Features of Server Virtualization

The features of server virtualization are as follows:

  • Partitioning : This feature allows multiple virtual servers to run on one physical server at the same time.
  • Isolation : The virtual servers running on the physical server are completely isolated and don’t affect the execution of each other.
  • Encapsulation : All the information on virtual servers, including boot disks is saved in the file format.
  • Hardware independence : A virtual server runs as it is after migration to different hardware platforms.
  • Improved business continuity : Live migration of virtual severs to another physical server results in maintenance of servers without shutting down and hence improves availability and business continuity.

Virtualization in Cloud

The ultimate aim of cloud technology is to be ubiquitous, pervasive, and agile but with an unquenchable thirst for collaboration and sharing of resources.

Virtualization plays a very vital role in achieving these objectives and empowering cloud. To convert your ideas into a streamline business, the enterprise needs business applications which are very expensive and come with a complicated software stack.

Whenever the new version releases, the updating can cause incompatibility among the stack and break the whole system down.

To overcome this problem, virtualization is used.

Virtualization not only provides sharing of data but also sharing of infrastructure.
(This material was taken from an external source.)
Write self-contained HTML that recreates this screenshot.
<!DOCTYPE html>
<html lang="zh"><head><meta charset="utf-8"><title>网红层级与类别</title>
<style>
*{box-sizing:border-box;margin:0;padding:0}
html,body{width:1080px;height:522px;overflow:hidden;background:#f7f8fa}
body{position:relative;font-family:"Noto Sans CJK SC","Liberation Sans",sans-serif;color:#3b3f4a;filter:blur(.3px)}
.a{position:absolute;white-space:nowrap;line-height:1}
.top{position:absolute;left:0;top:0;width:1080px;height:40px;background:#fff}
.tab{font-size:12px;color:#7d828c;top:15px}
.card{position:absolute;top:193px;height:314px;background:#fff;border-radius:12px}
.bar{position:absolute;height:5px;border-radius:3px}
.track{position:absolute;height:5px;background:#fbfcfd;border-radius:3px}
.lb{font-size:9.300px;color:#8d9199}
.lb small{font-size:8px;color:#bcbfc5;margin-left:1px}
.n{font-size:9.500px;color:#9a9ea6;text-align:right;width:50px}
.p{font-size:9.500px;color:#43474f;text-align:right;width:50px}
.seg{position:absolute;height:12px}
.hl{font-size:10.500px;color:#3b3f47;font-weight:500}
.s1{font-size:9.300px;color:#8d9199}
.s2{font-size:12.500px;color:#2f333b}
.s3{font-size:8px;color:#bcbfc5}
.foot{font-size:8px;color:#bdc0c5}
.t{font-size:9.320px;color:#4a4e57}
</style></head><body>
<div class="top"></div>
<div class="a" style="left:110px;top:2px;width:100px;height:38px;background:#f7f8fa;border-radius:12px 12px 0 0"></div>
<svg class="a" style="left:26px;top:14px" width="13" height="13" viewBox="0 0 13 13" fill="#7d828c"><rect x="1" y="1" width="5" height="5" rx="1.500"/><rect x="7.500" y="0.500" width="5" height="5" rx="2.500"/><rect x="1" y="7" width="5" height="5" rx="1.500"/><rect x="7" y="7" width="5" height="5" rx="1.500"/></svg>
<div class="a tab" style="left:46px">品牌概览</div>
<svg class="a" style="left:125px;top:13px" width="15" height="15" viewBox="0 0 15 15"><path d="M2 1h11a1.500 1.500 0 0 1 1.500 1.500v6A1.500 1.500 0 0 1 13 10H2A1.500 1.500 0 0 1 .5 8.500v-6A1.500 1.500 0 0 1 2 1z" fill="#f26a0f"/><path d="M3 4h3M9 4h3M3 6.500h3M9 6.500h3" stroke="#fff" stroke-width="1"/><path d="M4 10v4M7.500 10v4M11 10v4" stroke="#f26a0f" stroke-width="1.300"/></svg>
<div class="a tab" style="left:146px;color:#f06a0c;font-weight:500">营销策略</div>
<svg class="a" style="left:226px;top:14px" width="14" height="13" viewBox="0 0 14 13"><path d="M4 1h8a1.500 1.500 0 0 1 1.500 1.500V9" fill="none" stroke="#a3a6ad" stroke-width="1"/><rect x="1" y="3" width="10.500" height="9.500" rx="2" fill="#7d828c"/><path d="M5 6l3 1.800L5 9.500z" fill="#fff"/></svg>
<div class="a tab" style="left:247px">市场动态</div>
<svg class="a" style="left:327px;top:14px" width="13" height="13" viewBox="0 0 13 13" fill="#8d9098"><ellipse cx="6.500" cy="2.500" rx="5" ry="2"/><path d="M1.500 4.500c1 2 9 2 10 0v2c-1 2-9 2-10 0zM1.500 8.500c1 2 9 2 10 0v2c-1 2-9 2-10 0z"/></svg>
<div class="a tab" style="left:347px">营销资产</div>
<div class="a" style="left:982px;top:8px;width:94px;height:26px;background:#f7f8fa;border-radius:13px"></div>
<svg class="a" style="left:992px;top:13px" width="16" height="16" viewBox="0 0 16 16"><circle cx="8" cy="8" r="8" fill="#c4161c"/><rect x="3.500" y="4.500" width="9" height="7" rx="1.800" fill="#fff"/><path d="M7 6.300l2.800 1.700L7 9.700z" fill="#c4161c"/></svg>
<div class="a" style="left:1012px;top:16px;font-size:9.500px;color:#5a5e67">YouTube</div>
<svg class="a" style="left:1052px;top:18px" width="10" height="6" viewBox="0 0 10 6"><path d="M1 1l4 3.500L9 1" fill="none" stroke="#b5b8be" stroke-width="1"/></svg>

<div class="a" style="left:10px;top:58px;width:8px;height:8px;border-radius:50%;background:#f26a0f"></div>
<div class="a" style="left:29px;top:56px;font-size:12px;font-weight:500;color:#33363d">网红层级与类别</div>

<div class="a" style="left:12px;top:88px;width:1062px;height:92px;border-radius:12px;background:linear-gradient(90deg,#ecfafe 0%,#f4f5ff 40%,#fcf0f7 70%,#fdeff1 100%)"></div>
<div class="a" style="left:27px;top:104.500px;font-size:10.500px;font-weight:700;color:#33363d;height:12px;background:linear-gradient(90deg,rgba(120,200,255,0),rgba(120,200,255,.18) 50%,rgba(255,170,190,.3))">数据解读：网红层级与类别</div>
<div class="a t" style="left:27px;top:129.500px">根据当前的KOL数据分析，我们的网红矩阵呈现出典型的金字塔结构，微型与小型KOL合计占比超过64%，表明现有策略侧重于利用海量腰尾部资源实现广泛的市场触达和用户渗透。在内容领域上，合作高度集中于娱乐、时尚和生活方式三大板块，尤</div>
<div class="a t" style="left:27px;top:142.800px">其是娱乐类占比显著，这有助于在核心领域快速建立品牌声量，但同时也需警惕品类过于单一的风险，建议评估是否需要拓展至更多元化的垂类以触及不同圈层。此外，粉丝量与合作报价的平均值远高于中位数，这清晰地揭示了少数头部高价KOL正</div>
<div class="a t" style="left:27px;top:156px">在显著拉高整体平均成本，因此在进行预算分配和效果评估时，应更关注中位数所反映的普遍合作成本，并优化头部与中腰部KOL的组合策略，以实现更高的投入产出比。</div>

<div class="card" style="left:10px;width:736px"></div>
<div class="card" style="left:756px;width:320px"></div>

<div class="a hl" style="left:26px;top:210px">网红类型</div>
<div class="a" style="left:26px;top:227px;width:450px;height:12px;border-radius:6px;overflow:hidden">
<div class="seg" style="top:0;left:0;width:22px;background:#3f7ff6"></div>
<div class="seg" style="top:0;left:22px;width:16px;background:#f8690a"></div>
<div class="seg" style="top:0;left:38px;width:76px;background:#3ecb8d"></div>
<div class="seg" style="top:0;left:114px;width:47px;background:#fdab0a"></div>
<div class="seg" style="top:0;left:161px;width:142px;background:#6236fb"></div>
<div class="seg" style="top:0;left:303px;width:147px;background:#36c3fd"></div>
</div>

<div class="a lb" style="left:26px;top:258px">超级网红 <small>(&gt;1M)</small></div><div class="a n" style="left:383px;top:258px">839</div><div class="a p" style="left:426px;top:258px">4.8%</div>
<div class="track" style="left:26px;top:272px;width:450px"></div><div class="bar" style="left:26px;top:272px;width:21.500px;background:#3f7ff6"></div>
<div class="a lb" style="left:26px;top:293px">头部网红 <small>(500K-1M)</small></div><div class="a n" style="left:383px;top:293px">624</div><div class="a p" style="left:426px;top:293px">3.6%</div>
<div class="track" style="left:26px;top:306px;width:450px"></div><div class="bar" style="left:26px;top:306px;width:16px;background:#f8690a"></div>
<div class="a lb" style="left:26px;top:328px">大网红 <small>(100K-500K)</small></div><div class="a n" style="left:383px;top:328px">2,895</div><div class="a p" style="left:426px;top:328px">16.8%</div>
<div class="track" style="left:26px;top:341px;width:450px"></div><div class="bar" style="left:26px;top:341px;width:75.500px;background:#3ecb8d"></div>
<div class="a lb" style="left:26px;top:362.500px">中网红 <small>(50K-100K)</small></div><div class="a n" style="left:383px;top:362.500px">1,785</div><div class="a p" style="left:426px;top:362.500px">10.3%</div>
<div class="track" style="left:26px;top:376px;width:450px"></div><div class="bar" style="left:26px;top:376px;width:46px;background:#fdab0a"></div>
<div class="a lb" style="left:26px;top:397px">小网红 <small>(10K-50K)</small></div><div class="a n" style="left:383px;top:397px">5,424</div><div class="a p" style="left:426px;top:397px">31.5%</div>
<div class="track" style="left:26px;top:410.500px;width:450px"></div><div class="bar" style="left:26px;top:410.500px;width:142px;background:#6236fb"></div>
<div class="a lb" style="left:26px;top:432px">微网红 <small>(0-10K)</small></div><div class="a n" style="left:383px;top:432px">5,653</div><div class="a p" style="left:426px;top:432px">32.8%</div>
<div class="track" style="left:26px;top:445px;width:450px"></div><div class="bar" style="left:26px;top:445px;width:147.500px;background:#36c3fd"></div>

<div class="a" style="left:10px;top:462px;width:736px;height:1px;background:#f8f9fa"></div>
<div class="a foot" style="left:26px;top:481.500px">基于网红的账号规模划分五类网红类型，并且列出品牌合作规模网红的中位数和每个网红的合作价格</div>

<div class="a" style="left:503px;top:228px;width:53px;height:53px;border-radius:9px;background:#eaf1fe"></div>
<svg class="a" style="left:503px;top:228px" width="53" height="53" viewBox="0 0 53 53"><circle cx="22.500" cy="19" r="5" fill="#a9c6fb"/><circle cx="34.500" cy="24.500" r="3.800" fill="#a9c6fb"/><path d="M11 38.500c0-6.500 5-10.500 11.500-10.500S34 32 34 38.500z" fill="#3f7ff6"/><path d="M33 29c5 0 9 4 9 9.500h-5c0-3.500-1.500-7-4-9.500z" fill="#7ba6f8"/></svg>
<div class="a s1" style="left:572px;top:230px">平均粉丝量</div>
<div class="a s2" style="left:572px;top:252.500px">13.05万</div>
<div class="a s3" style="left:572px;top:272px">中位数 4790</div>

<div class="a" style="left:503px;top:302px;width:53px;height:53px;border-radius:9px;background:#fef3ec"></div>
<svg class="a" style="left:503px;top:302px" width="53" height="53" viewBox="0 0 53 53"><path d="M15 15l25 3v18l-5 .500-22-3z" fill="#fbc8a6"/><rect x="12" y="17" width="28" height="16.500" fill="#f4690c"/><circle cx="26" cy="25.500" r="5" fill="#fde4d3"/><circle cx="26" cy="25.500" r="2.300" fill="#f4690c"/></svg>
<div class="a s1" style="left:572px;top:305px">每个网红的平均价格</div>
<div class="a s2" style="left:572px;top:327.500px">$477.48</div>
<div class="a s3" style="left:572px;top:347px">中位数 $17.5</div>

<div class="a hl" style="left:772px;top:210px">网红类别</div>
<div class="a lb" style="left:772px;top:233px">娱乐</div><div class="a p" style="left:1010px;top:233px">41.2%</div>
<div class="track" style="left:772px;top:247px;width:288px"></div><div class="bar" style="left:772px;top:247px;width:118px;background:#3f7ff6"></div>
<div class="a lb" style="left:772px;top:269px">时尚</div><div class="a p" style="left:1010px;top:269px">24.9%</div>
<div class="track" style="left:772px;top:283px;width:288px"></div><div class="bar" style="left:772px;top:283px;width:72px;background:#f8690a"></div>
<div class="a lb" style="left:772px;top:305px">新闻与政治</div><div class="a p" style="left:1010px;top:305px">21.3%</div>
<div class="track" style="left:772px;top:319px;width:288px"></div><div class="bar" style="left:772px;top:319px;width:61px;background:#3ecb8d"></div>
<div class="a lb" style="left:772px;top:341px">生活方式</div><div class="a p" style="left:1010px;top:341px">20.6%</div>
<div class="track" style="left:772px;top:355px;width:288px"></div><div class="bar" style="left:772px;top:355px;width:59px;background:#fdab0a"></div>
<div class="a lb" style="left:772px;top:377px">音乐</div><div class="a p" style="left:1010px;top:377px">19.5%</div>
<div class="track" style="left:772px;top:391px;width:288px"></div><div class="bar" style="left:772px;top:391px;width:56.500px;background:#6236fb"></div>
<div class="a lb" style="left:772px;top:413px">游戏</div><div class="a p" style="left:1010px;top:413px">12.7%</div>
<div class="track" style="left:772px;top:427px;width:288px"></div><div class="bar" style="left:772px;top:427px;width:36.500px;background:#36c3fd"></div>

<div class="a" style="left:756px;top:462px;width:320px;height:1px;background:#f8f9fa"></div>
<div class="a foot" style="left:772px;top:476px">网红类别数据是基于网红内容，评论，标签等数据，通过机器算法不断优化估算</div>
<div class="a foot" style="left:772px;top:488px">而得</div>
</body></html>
Through virtualization, the resources become massively scalable and can be integrated with IT-related capabilities.

The capabilities of virtualization and sharing of infrastructure in the Cloud computing paradigm is fulfilled by three major distribution models, namely, SAAS, PAAS, and IAAS.

Google Apps and Cisco WebEx for SAAS, Microsoft Azure, and Google App Engine for PAAS, Rackspace and Amazon AWS for IAAS are some third-party providers that host applications, platform and infrastructure over cloud.